And you know what the worst part was? Everything felt reactive. We were always one step behind the threat. Until AI showed up.
How AI Is Changing the VPN Game?
The first time I used a VPN that leveraged AI, it felt like magic. But it’s not. It’s math, smart math.
AI-powered VPNs look at behavioral patterns. They track how a user normally logs in, what times they access the network, and even what resources they use most. If something feels off, like a login attempt at 3 a.m. from another continent — it flags it. Or blocks it entirely.
That’s what shifted things for me: prevention instead of just protection.
Machine learning adds to that by constantly learning and adapting. The system gets smarter over time. No more setting static rules. No more guessing whether a login is legit.
Real Examples That Made Me a Believer
I had a remote designer working from Bali. Totally normal. But one day, she got booted mid-session. The VPN flagged unusual data transfer volumes and an IP jump that didn’t match her behavior profile. Turns out, someone had compromised her credentials and was piggybacking off her session.
The AI-based system caught it, blocked the connection, and notified both of us — before any damage was done.

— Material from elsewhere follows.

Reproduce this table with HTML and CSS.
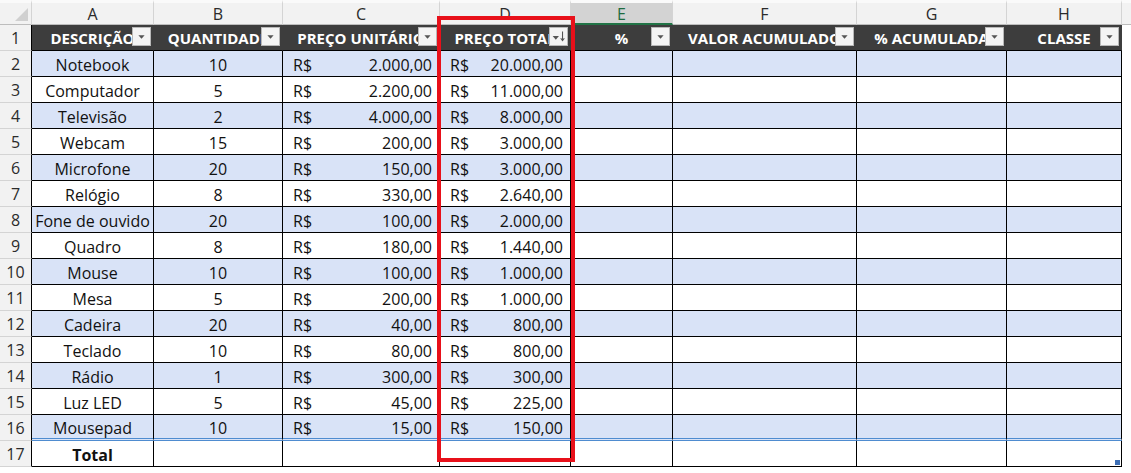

Another time, one of our interns tried accessing internal tools from a rooted Android device. Didn’t seem malicious, just clueless. But the machine learning engine picked it up immediately. It was classified as high-risk, and access was denied. No human intervention needed.
Why This Matters for Remote Teams?
Let’s be real, remote work isn’t going anywhere. But the attack surface has gotten huge. You’ve got people logging in from personal laptops, public networks, even their phones.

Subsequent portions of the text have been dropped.